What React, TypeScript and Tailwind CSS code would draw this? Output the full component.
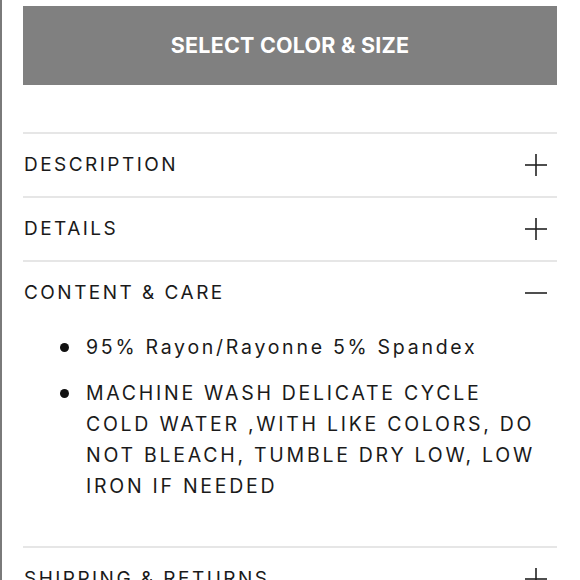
import React from "react";

const PlusIcon = ({ open }: { open?: boolean }) => (
  <svg width="24" height="24" viewBox="0 0 24 24" className="text-[#222]">
    <line x1="1" y1="12" x2="23" y2="12" stroke="currentColor" strokeWidth="1.6" />
    {!open && <line x1="12" y1="1" x2="12" y2="23" stroke="currentColor" strokeWidth="1.6" />}
  </svg>
);

const Row = ({ title, open }: { title: string; open?: boolean }) => (
  <div className="flex h-[62px] items-center justify-between">
    <span className="pl-[1px] text-[19px] tracking-[0.13em] text-[#1a1a1a]">{title}</span>
    <div className="mr-[9px]">
      <PlusIcon open={open} />
    </div>
  </div>
);

export default function App() {
  return (
    <div
      className="h-[580px] w-[580px] overflow-hidden border-l-2 border-[#7a7a7a] bg-white"
      style={{ fontFamily: "Inter, 'Open Sans', sans-serif" }}
    >
      <div className="pl-[21px] pr-[23px] pt-[6px]">
        <button className="flex h-[79px] w-full items-center justify-center bg-[#808080] text-[21.5px] font-bold tracking-[0.01em] text-white">
          SELECT COLOR &amp; SIZE
        </button>

        <div className="mt-[47px] border-t-2 border-[#e6e6e6]">
          <Row title="DESCRIPTION" />
        </div>
        <div className="border-t-2 border-[#e6e6e6]">
          <Row title="DETAILS" />
        </div>
        <div className="border-t-2 border-[#e6e6e6]">
          <Row title="CONTENT & CARE" open />
          <ul className="mt-[8px] flex flex-col gap-[15px] pb-[44px] text-[19.5px] leading-[31px] tracking-[0.14em] text-[#1a1a1a]">
            <li className="flex">
              <span className="ml-[37px] mr-[17px] mt-[11px] h-[9px] w-[9px] shrink-0 rounded-full bg-[#111]" />
              <span>95% Rayon/Rayonne 5% Spandex</span>
            </li>
            <li className="flex">
              <span className="ml-[37px] mr-[17px] mt-[11px] h-[9px] w-[9px] shrink-0 rounded-full bg-[#111]" />
              <span className="pr-[10px]">
                MACHINE WASH DELICATE CYCLE COLD WATER ,WITH LIKE COLORS, DO NOT BLEACH, TUMBLE DRY LOW, LOW IRON IF NEEDED
              </span>
            </li>
          </ul>
        </div>
        <div className="border-t-2 border-[#e6e6e6]">
          <Row title="SHIPPING & RETURNS" />
        </div>
      </div>
    </div>
  );
}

───

**Problem**
Copy the data word for word. Pictures do not go in the copy.

**The reply**
What React, TypeScript and Tailwind CSS code would draw this? Output the full component.
import React from "react";

const PlusIcon = ({ open }: { open?: boolean }) => (
  <svg width="24" height="24" viewBox="0 0 24 24" className="text-[#222]">
    <line x1="1" y1="12" x2="23" y2="12" stroke="currentColor" strokeWidth="1.6" />
    {!open && <line x1="12" y1="1" x2="12" y2="23" stroke="currentColor" strokeWidth="1.6" />}
  </svg>
);

const Row = ({ title, open }: { title: string; open?: boolean }) => (
  <div className="flex h-[62px] items-center justify-between">
    <span className="pl-[1px] text-[19px] tracking-[0.13em] text-[#1a1a1a]">{title}</span>
    <div className="mr-[9px]">
      <PlusIcon open={open} />
    </div>
  </div>
);

export default function App() {
  return (
    <div
      className="h-[580px] w-[580px] overflow-hidden border-l-2 border-[#7a7a7a] bg-white"
      style={{ fontFamily: "Inter, 'Open Sans', sans-serif" }}
    >
      <div className="pl-[21px] pr-[23px] pt-[6px]">
        <button className="flex h-[79px] w-full items-center justify-center bg-[#808080] text-[21.5px] font-bold tracking-[0.01em] text-white">
          SELECT COLOR &amp; SIZE
        </button>

        <div className="mt-[47px] border-t-2 border-[#e6e6e6]">
          <Row title="DESCRIPTION" />
        </div>
        <div className="border-t-2 border-[#e6e6e6]">
          <Row title="DETAILS" />
        </div>
        <div className="border-t-2 border-[#e6e6e6]">
          <Row title="CONTENT & CARE" open />
          <ul className="mt-[8px] flex flex-col gap-[15px] pb-[44px] text-[19.5px] leading-[31px] tracking-[0.14em] text-[#1a1a1a]">
            <li className="flex">
              <span className="ml-[37px] mr-[17px] mt-[11px] h-[9px] w-[9px] shrink-0 rounded-full bg-[#111]" />
              <span>95% Rayon/Rayonne 5% Spandex</span>
            </li>
            <li className="flex">
              <span className="ml-[37px] mr-[17px] mt-[11px] h-[9px] w-[9px] shrink-0 rounded-full bg-[#111]" />
              <span className="pr-[10px]">
                MACHINE WASH DELICATE CYCLE COLD WATER ,WITH LIKE COLORS, DO NOT BLEACH, TUMBLE DRY LOW, LOW IRON IF NEEDED
              </span>
            </li>
          </ul>
        </div>
        <div className="border-t-2 border-[#e6e6e6]">
          <Row title="SHIPPING & RETURNS" />
        </div>
      </div>
    </div>
  );
}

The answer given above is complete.